Interestingly, if the board desires to raise the level of financial reporting, it may be increased without membership approval by board action alone, unless the governing documents provide otherwise. In addition, if the board is not inclined to approve a heightened level of reporting, but the members want to do so, then upon twenty (20%) percent of the parcel owners petitioning the board to increase the level of financial reporting from that required by Statute for that fiscal year, the board must notice and hold a membership meeting within thirty (30) days of receipt of the petition. To raise the level of financial reporting, a majority of members present at such meeting must cast their vote in favor of doing so.

However, lowering the reporting threshold is a different matter entirely because only the members can make that decision. To accomplish this, a majority of members present at a properly noticed membership meeting must cast their vote in favor of lowering the level of financial reporting. The meeting must take place prior to the end of the fiscal year in question.

On a completely different note, and interesting nonetheless, just two weeks prior to turnover, the developer, in Courvoisier Courts, LLC v. Courvoisier Courts Condominium Assoc. Inc., a 2012 case decided by Florida’s Third District Court of Appeal (the “3rd DCA”), assigned the remaining limited common element parking spaces and storage spaces to one of its remaining units still for sale and thus still under the control of the developer. In brief, “common elements” are owned by all of the unit owners together in indivisible shares. Typically all unit owners have the right to use the common elements. On the other hand, “limited common elements” are a subset of the common elements where only particular unit owner(s) have the right of use associated with the limited common element at issue. For example, while the condominium parking lot is typically a common element (meaning all owners have the right to traverse it), the parking spaces may be limited common elements (meaning only the assigned unit owner has the right to use their assigned parking space).

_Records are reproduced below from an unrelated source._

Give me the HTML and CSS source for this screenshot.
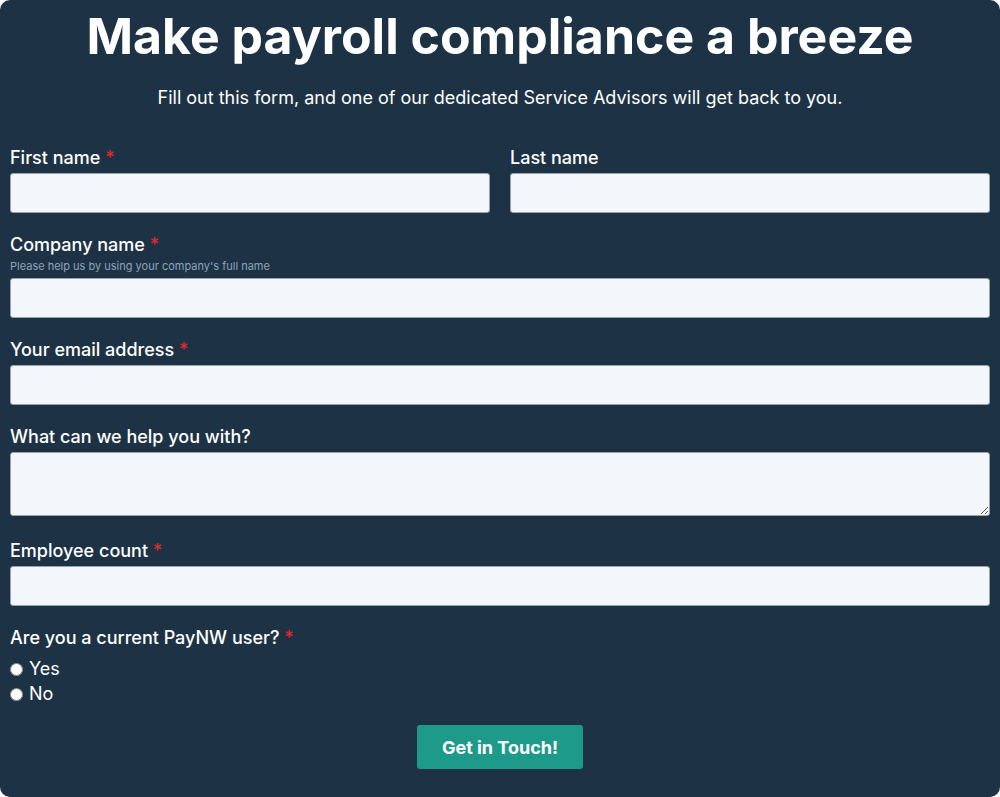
FILE: index.html
```html
<!DOCTYPE html>
<html lang="en">

<head>
    <meta charset="UTF-8">
    <meta name="viewport" content="width=device-width, initial-scale=1.0">
    <title>Contact a Service Advisor</title>
    <link rel="stylesheet" href="styles.css">
</head>

<body>
    <div class="card">
        <h1>Make payroll compliance a breeze</h1>
        <p class="intro">Fill out this form, and one of our dedicated Service Advisors will get back to you.</p>

        <form class="form">
            <div class="row">
                <div class="field">
                    <label for="first">First name <span class="req">*</span></label>
                    <input type="text" id="first">
                </div>
                <div class="field">
                    <label for="last">Last name</label>
                    <input type="text" id="last">
                </div>
            </div>

            <div class="field">
                <label for="company">Company name <span class="req">*</span></label>
                <p class="hint">Please help us by using your company's full name</p>
                <input type="text" id="company">
            </div>

            <div class="field">
                <label for="email">Your email address <span class="req">*</span></label>
                <input type="email" id="email">
            </div>

            <div class="field field-area">
                <label for="help">What can we help you with?</label>
                <textarea id="help"></textarea>
            </div>

            <div class="field">
                <label for="count">Employee count <span class="req">*</span></label>
                <input type="text" id="count">
            </div>

            <div class="field field-radios">
                <label>Are you a current PayNW user? <span class="req">*</span></label>
                <div class="radio"><input type="radio" name="user" id="yes"><span>Yes</span></div>
                <div class="radio"><input type="radio" name="user" id="no"><span>No</span></div>
            </div>

            <div class="actions">
                <button type="button" class="submit">Get in Touch!</button>
            </div>
        </form>
    </div>
</body>

</html>
```

FILE: styles.css
```css
body {
    margin: 0;
    padding: 0;
    background-color: #ffffff;
    font-family: Inter, "Liberation Sans", sans-serif;
}

.card {
    background-color: #1d3345;
    color: #ffffff;
    border-radius: 10px;
    padding: 6px 10px 28px;
    min-height: 797px;
    box-sizing: border-box;
}

h1 {
    margin: 0;
    font-size: 50px;
    line-height: 60px;
    font-weight: 700;
    text-align: center;
}

.intro {
    margin: 18px 0 0;
    font-size: 18px;
    line-height: 27px;
    text-align: center;
}

.form {
    margin-top: 35px;
}

.row {
    display: grid;
    grid-template-columns: 1fr 1fr;
    gap: 20px;
}

.field {
    margin-bottom: 20px;
}

.field-area {
    margin-bottom: 23px;
}

label {
    display: block;
    font-size: 18px;
    line-height: 24px;
    font-weight: 500;
    margin-bottom: 3px;
}

.req {
    color: #e3262a;
}

.hint {
    margin: -1px 0 5px;
    font-size: 11px;
    line-height: 14px;
    color: #8ea3b9;
}

input[type="text"],
input[type="email"],
textarea {
    display: block;
    width: 100%;
    box-sizing: border-box;
    height: 40px;
    background-color: #f3f6fa;
    border: 1px solid #9aa3ab;
    border-radius: 3px;
    font-family: inherit;
    font-size: 16px;
    padding: 6px 10px;
    margin: 0;
}

textarea {
    height: 64px;
    resize: vertical;
}

.radio {
    display: flex;
    align-items: center;
    font-size: 18px;
    line-height: 25px;
}

.radio input {
    width: 13px;
    height: 13px;
    margin: 1px 6px 0 0;
}

.field-radios {
    margin-bottom: 19px;
}

.field-radios label {
    margin-bottom: 6px;
}

.actions {
    text-align: center;
}

.submit {
    background-color: #1e9a8a;
    color: #ffffff;
    border: none;
    border-radius: 3px;
    font-family: inherit;
    font-size: 18px;
    font-weight: 700;
    width: 166px;
    height: 44px;
    cursor: pointer;
}

.submit:hover {
    background-color: #1a8778;
}
```
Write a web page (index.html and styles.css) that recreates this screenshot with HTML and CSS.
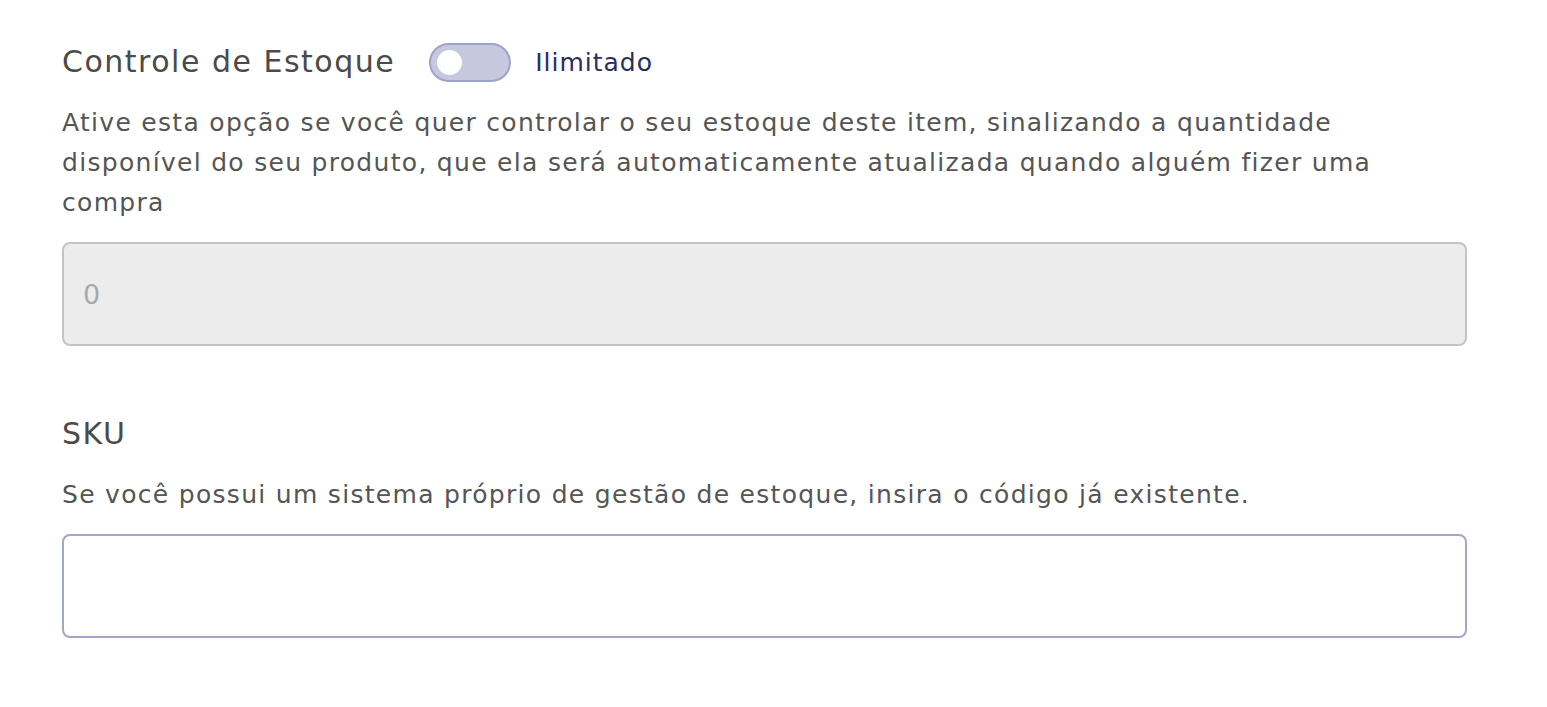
FILE: index.html
```html
<!DOCTYPE html>
<html lang="pt-BR">
<head>
<meta charset="utf-8">
<link rel="stylesheet" href="styles.css">
</head>
<body>
<main class="form">
  <section class="field">
    <div class="field-head">
      <h2 class="field-title">Controle de Estoque</h2>
      <span class="toggle"><span class="toggle-knob"></span></span>
      <span class="toggle-label">Ilimitado</span>
    </div>
    <p class="field-desc">Ative esta opção se você quer controlar o seu estoque deste item, sinalizando a quantidade disponível do seu produto, que ela será automaticamente atualizada quando alguém fizer uma compra</p>
    <input class="input input-disabled" type="text" placeholder="0" disabled>
  </section>
  <section class="field field-sku">
    <h2 class="field-title">SKU</h2>
    <p class="field-desc">Se você possui um sistema próprio de gestão de estoque, insira o código já existente.</p>
    <input class="input" type="text">
  </section>
</main>
</body>
</html>
```
FILE: styles.css
```css
html, body {
  margin: 0;
  padding: 0;
  background: #ffffff;
}
body {
  font-family: "DejaVu Sans", "Open Sans", sans-serif;
  color: #4f4f4f;
}
.form {
  padding: 42px 80px 0 62px;
  width: 1405px;
}
.field-head {
  display: flex;
  align-items: center;
  height: 40px;
}
.field-title {
  margin: 0;
  font-size: 30px;
  font-weight: normal;
  letter-spacing: 1.5px;
  color: #4a4a4a;
  line-height: 40px;
}
.toggle {
  margin-left: 34px;
  height: 35px;
  border: 2px solid #9ea3cb;
  border-radius: 20px;
  background: #c5c8de;
  display: flex;
  align-items: center;
  padding-left: 6px;
  box-sizing: content-box;
  width: 72px;
}
.toggle-knob {
  width: 25px;
  height: 25px;
  border-radius: 50%;
  background: #ffffff;
}
.toggle-label {
  margin-left: 24px;
  font-size: 25px;
  letter-spacing: 1px;
  color: #2b2d5f;
}
.field-desc {
  margin: 21px 0 19px;
  font-size: 25px;
  letter-spacing: 1.3px;
  line-height: 40px;
  color: #555555;
}
.input {
  display: block;
  width: 100%;
  height: 104px;
  box-sizing: border-box;
  border: 2px solid #a2a7c9;
  border-radius: 8px;
  background: #ffffff;
  padding: 0 19px;
  font-family: inherit;
  font-size: 27px;
  outline: none;
}
.input-disabled {
  background: #ececec;
  border-color: #c4c4c4;
}
.input-disabled::placeholder {
  color: #a8a8a8;
}
.field-sku {
  margin-top: 68px;
}
.field-sku .field-desc {
  margin: 21px 0 19px;
}
```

In Courvoisier Courts, the association argued that the developer was required to turn over all of the remaining limited common elements as a part of the turnover requirement and that the developer’s right to the remaining parking and storage spaces terminated upon turnover. The trial court agreed with the association and ordered the developer to convey all limited common elements to the association. The developer appealed, and the 3rd DCA reversed the trial court’s decision.

In so doing, the 3rd DCA looked to the declaration of condominium and noted that “[a]ny parking spaces and storage spaces that have not been assigned by the time Developer has sold all Units owned by it will become common elements and become the property of the Association.” Since the developer assigned the remaining limited common element parking spaces and storage units prior to turnover, the court ruled in favor of the developer affirming controlling case law that provides a court may not violate the clear meaning of a contract in order to create an ambiguity.

 

Short Sales, Construction Indemnity, Attorney Fees

and Other Interesting and Important News

What do short sales, Florida’s Marketable Record Title Act, construction agreement indemnities, the term, “defalcation”, prevailing party attorney fees, and the implied covenant of good faith and fair dealing have in common? Well, not too much, except that they are discussed in today’s Rembaum’s Association Roundup.

Did you know, generally speaking, that forgiveness of a real estate loan is considered a taxable event by the I.R.S.? For example, say a homeowner owes $400,000 to their lender for their home that, due to market conditions, is only worth $300,000. If the lender allows the homeowner to short-sell the property for the lesser amount of $300,000, then the homeowner has received a taxable benefit of $100,000, meaning the homeowner would be expected to pay income tax on the forgiven $100,000 portion of the debt. Until now there has been legislation in place that acts to prevent the I.R.S. from taxing the homeowner for that portion of their loan that was forgiven by the lender. However, the legislation will expire on December 31st. With that in mind, if you are short selling your home, you might consider doing so prior to the new year or hope that Congress extends this benefit.

The Marketable Record Title Act, or MRTA for short, is set out in Chapter 712, Florida Statutes. MRTA operates to extinguish covenants recorded against real property not sooner than 30 years after the covenant was recorded against the property. While MRTA operates against homeowners’ association declarations, it does not operate against condominium association declarations. In Southfields of Palm Beach Polo and Country Club HOA v. McCullough, a 2013 case, the Fourth District Court of Appeals recently held that an HOA has a duty, which can be enforced by mandatory injunction, to take certain steps to prevent the horrible effects of MRTA from operating against a homeowners’ association. So, if your HOA’s declaration was recorded close to 30 years ago, then time is of the essence to ensure the effects of MRTA don’t begin to render your HOA declaration meaningless.

As to construction contracts, remember that if the contractor promises an unlimited indemnity in the event of damages, the contractor’s promise is absolutely meaningless unless the promise to indemnify contains a monetary cap. We are reminded by the First District Court of Appeals, in Griswald Ready Mix Concrete v. Reddick, a 2012 case, that Florida Statutes, section 725.06 requires the contractor’s indemnity to contain a monetary limitation in order to be enforceable.

In the “Jeopardy” category of words you have likely never heard of … for $500.00, Alex, comes the term “defalcation” (pronounced, dee-fal-kay-tion). It is a term used in Title 11 of United States Code, Section 523 and refers to the failure of a fiduciary to produce the funds entrusted to them. The Eleventh Circuit has held in the matter of In Re Bullock, that to be accused of “defalcation” the person holding the funds need not have engaged in fraud, embezzlement or even misappropriation, but does require more than mere negligence… such as being “objectively reckless” to give rise to a claim for defalcation.

As to a community association seeking prevailing party attorney fees for enforcing the terms of its declaration, in Alorda v. Sutton Place, the Second District Court of Appeals held that if the covenants provide for a legal remedy, and instead the association sued the non-conforming owner for injunctive relief for refusing to comply with the covenants, then even though the association prevailed, it is not entitled to prevailing party fees as to the injunctive relief it won.

Finally, in QBE Insurance Corp. v. Chalfonte Condominium Association, Inc., a 2012 case, the Florida Supreme Court reminds us that Florida contract law recognizes “an implied covenant of good faith and fair dealing” in every contract. “This implied covenant is intended to protect ‘the reasonable expectations of the contracting parties in light of their express agreement’.” Further, it must relate to the performance of a specific term of the contract.